Emily Kilcrease is a Senior Fellow and Director of the Energy, Economics, and Security Program at CNAS. Her research focuses on the U.S.-China economic relationship; alignment of national security objectives and economic policy; and geoeconomic statecraft.
Kilcrease previously served as a deputy assistant U.S. trade representative (USTR), overseeing the development, negotiation, and coordination of U.S. foreign investment policy. She served as the senior career staffer leading USTR’s work on the Committee on Foreign Investment in the United States (CFIUS) and coordinated USTR’s policy engagement on related national security and economic tools, including export controls and supply chain risk management. She played a lead role in drafting CFIUS reform regulations, with a focus on transactions involving critical technology and sensitive personal data. She was involved in the negotiation and enforcement of the Phase One Agreement with China, trilateral work with the EU and Japan to counter unfair Chinese trade practices, and the initial negotiations for a free trade agreement with the United Kingdom.
Previously, Kilcrease served on the National Security Council (NSC) as a director for international trade, investment, and development. She focused on reforming U.S. development finance authorities and launched the interagency effort that resulted in the BUILD Act, as well as coordinating policy on women’s economic empowerment. Prior to the NSC, she served at the Department of Commerce overseeing the department’s CFIUS work. She began her government service at the Department of Interior working on trade and environment policy.

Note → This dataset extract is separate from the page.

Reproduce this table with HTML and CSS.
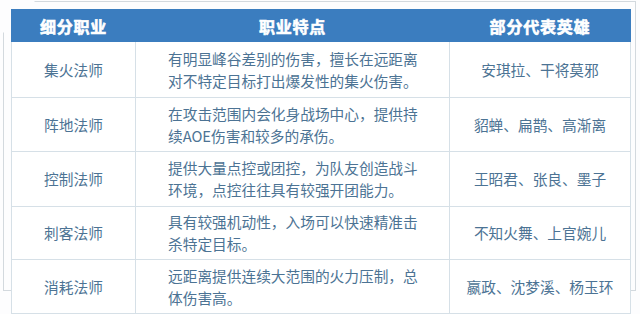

Kilcrease’s commentary has been cited by major national press outlets, including The New York Times, The Wall Street Journal, Financial Times, Reuters, NPR, and ABC News. She has testified on coercive economic statecraft before the U.S.-China Economic and Security Review Commission.
Kilcrease received her MA in international relations, with a concentration in international development and economics, from the Johns Hopkins School of Advanced International Studies. She received her BA in government from Georgetown University.